Eurowizja 2016: Michał Szpak dziękuje fanom za wsparcie!

Nasz reprezentant jest w finale Eurowizji! A Darkowi Maciborkowi zdradził, co pomogło mu w awansowaniu do ostatniego etapu konkursu. Czy to właśnie tajemniczemu talizmanowi zawdzięcza swój sukces?

Wczorajszy wieczór był z pewnością jednym z najważniejszych w karierze muzycznej Michała Szpaka. Nasz reprezentant z piosenką „Color Of Your Life” zachwycił publiczność i ostatecznie awansował do finału. Tuż przed jego wczorajszym występem, w zaledwie 20 minut przed wejściem na scenę, do Michała zadzwonił Darek Maciborek. „Atmosfera jest naprawdę fantastyczna, więc mam nadzieję, że to przełoży się też na mój występ” – mówił Michał jeszcze przed rozpoczęciem drugiego półfinału. „Jest moc! Trzymajcie kciuki!”

Choć autor piosenki „Color Of Your Life” stał przed ogromnym wyzwaniem, wydawał się być równie opanowany, co zmobilizowany. „Czy emocje opanowane? Myślę, że w miarę możliwości tak. Mimo wszystko sięgają zenitu!” – powiedział w rozmowie telefonicznej ze Sztokholmu.  25-letni muzyk z Jasła miał jednak powody, by być opanowanym. Poza świetnym głosem, który zapewnił mu awans do finału, otrzymał od fanów i bliskich mnóstwo pozytywnej energii i prezentów mających przynosić szczęście. „Różne bransoletki, przypinki… Jest tego mnóstwo. Od fanów dostaję naprawdę mnóstwo pozytywnej energii!”

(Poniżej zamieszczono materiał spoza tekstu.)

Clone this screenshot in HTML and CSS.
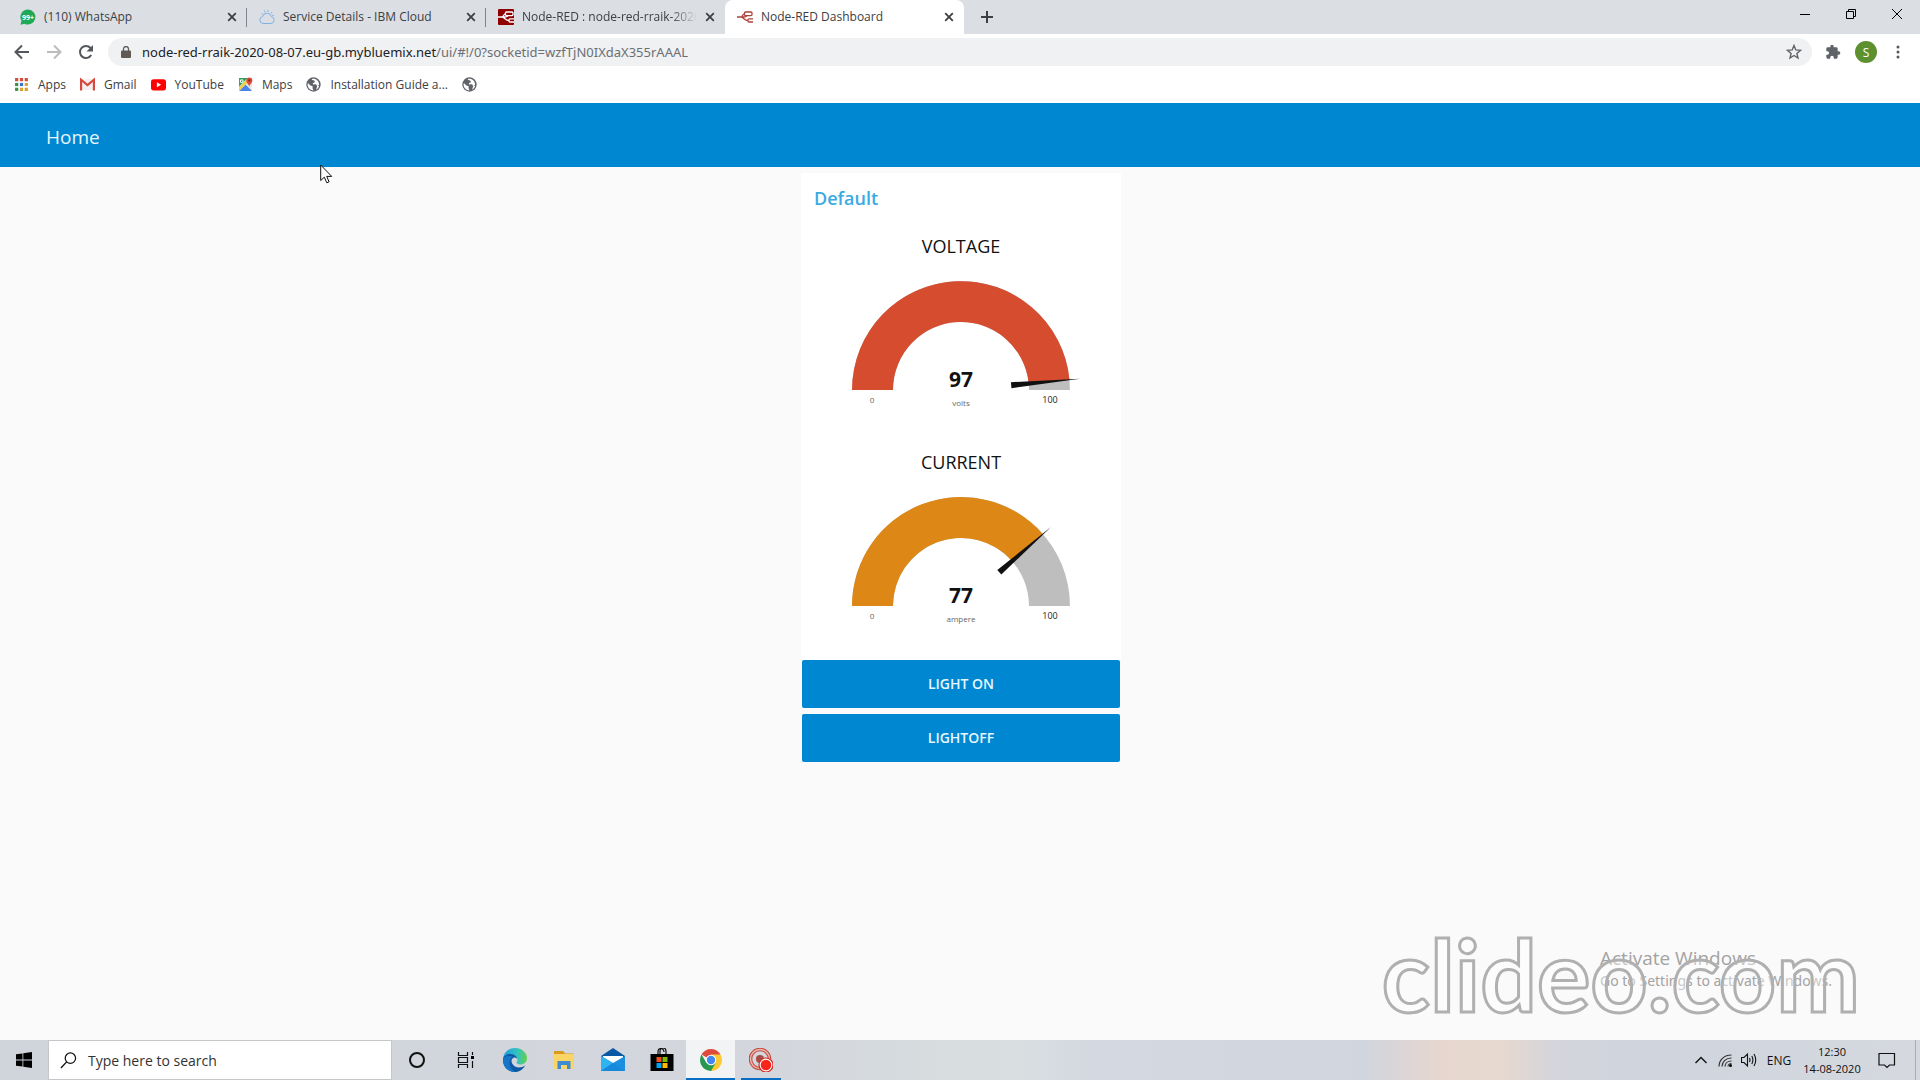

Jeden z prezentów był jednak dla Michała wyjątkowo ważny. Od fanów otrzymał tajemniczy talizman, któremu być może również po części zawdzięcza swój sukces. „To kryształ górski zapieczętowany w srebrną oprawę. Dostałem go od fanów przed wyjazdem” – powiedział Darkowi Maciborkowi Szpak i zdradził sekret drzemiącej w nim mocy. „Zabrałem go na kamienne kręgi, naładowałem pozytywną energią. Właśnie go otwieram w tym momencie i zakładam na szyję!” – mówił Szpak tuż przed wejściem na scenę.

  • Rozmowa Darka Maciborka z Michałem przed rozpoczęciem drugiego półfinału

Poza fanami, Michała wspierała również rodzina. „Wszyscy są teraz przed telewizorami i czekają z niecierpliwością. Ja też już się nie mogę doczekać! Damy radę!” I daliśmy! Michał awansował do finału 61. Konkursu Piosenki Eurowizji, a tuż po ogłoszeniu wyników i zakończeniu koncertu podziękował na swoim Facebooku za wsparcie. „Już po konferencji. Emocje nie do opisania!” – mówi w opublikowanym tam filmie z wyraźną ulgą.

„Cieszę się, że jesteście ze mną i że mogłem liczyć na Wasze głosy!”